**TASK DESCRIPTION**:
Copy out the data exactly, leaving the pictures behind.
■ ■ ■
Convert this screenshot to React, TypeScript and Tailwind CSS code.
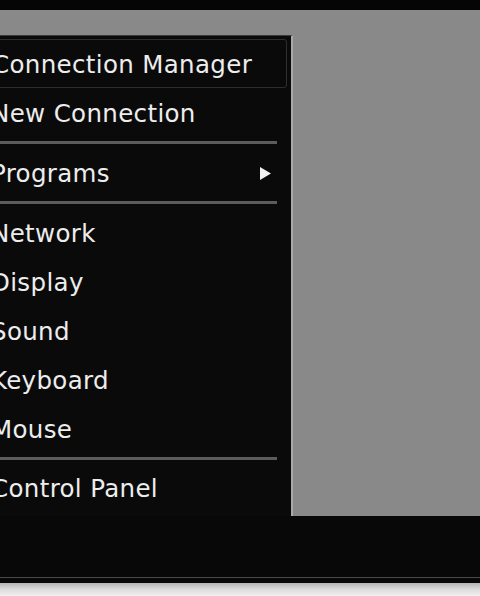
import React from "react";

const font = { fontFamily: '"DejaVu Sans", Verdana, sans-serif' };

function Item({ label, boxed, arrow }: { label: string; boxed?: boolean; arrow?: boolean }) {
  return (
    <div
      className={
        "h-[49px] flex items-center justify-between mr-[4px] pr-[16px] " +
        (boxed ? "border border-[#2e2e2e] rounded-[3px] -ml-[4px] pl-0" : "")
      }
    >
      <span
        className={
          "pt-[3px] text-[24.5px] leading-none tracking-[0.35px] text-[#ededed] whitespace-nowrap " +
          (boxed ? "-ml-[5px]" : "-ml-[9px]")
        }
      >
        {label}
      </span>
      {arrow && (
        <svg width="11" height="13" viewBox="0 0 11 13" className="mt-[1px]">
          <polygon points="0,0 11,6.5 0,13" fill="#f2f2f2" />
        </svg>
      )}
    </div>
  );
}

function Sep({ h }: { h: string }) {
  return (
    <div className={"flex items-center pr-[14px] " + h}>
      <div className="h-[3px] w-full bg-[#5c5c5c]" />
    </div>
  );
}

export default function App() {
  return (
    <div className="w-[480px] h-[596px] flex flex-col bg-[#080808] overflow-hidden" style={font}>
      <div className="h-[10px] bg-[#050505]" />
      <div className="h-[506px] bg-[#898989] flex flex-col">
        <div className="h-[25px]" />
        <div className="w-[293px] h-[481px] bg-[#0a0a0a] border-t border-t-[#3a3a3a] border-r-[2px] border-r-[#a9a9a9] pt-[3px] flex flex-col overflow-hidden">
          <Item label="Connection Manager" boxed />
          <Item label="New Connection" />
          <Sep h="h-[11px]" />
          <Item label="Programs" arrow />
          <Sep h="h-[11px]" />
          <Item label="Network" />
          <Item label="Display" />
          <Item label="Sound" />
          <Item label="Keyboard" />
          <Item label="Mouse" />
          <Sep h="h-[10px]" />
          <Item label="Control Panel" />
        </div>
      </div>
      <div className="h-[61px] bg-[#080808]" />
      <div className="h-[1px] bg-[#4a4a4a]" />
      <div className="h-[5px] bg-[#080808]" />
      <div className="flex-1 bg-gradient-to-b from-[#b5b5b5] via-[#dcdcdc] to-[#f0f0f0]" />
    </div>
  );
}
■ ■ ■
**FINISHED EXERCISE**:
Convert this screenshot to React, TypeScript and Tailwind CSS code.
import React from "react";

const font = { fontFamily: '"DejaVu Sans", Verdana, sans-serif' };

function Item({ label, boxed, arrow }: { label: string; boxed?: boolean; arrow?: boolean }) {
  return (
    <div
      className={
        "h-[49px] flex items-center justify-between mr-[4px] pr-[16px] " +
        (boxed ? "border border-[#2e2e2e] rounded-[3px] -ml-[4px] pl-0" : "")
      }
    >
      <span
        className={
          "pt-[3px] text-[24.5px] leading-none tracking-[0.35px] text-[#ededed] whitespace-nowrap " +
          (boxed ? "-ml-[5px]" : "-ml-[9px]")
        }
      >
        {label}
      </span>
      {arrow && (
        <svg width="11" height="13" viewBox="0 0 11 13" className="mt-[1px]">
          <polygon points="0,0 11,6.5 0,13" fill="#f2f2f2" />
        </svg>
      )}
    </div>
  );
}

function Sep({ h }: { h: string }) {
  return (
    <div className={"flex items-center pr-[14px] " + h}>
      <div className="h-[3px] w-full bg-[#5c5c5c]" />
    </div>
  );
}

export default function App() {
  return (
    <div className="w-[480px] h-[596px] flex flex-col bg-[#080808] overflow-hidden" style={font}>
      <div className="h-[10px] bg-[#050505]" />
      <div className="h-[506px] bg-[#898989] flex flex-col">
        <div className="h-[25px]" />
        <div className="w-[293px] h-[481px] bg-[#0a0a0a] border-t border-t-[#3a3a3a] border-r-[2px] border-r-[#a9a9a9] pt-[3px] flex flex-col overflow-hidden">
          <Item label="Connection Manager" boxed />
          <Item label="New Connection" />
          <Sep h="h-[11px]" />
          <Item label="Programs" arrow />
          <Sep h="h-[11px]" />
          <Item label="Network" />
          <Item label="Display" />
          <Item label="Sound" />
          <Item label="Keyboard" />
          <Item label="Mouse" />
          <Sep h="h-[10px]" />
          <Item label="Control Panel" />
        </div>
      </div>
      <div className="h-[61px] bg-[#080808]" />
      <div className="h-[1px] bg-[#4a4a4a]" />
      <div className="h-[5px] bg-[#080808]" />
      <div className="flex-1 bg-gradient-to-b from-[#b5b5b5] via-[#dcdcdc] to-[#f0f0f0]" />
    </div>
  );
}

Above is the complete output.